When I was a little girl, my father would take me on long walks down winding country lanes. Every so often he would stop and point to a tree and show me a bird and tell me its name. I would ask him how he knew that the tiny bird was there on the tree? He would simply say “I heard it singing!” I was both enthralled and captivated – it was like a magic trick – to hear a bird, know which branch of what tree it perched upon and to be able to name it too all from its burst of song. My father taught me to love all creatures, to watch them and treasure them and to know that it is a gift to both hear them and see them.
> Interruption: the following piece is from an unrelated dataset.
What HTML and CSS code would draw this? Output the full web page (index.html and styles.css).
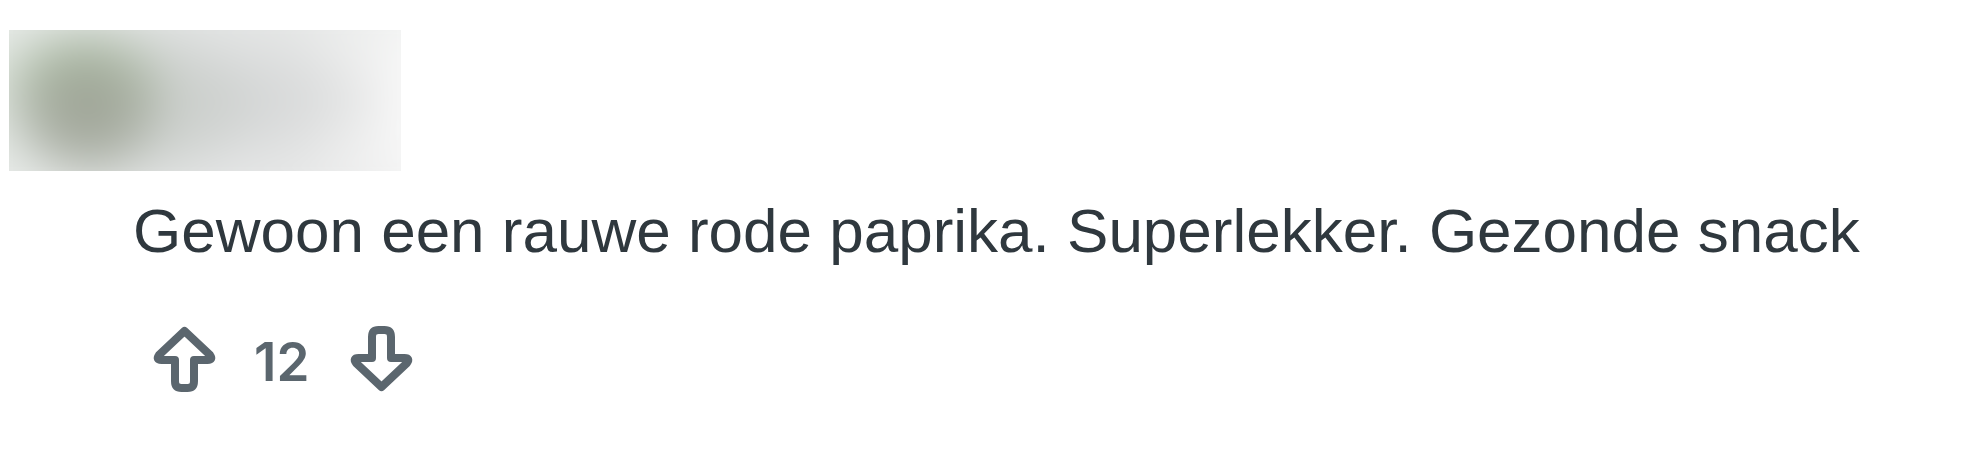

It is now January of a new year but this year we are bereft of birds. Gone are the vast numbers of sparrows and starlings. Gone are the garden visitors the cheeky finches and the sweet tits. Every garden should have its own blackbird and robin, these are both territorial birds and they are noisy in their declarations of which gardens they have chosen to be their homes. Where has our blackbird and robin gone? Not a sign of either bird in this dawn of a new year can be seen.
We have one or two crows, an odd magpie, wood pigeon and ring neck dove. All of these are considered to be large birds. It is worrying to consider that none of the small and medium birds appear to be around. The fat balls hang like remnants from a bygone time in a museum. Even the squirrels have left the nuts alone and the bird seeds have begun to sprout!
Our Carrion Crow - Corvus corone (note the crows in our area often have a little bit of white on their tail or wing feathers) .. you may just about be able to see the lighter spot on this one’s tail feathers.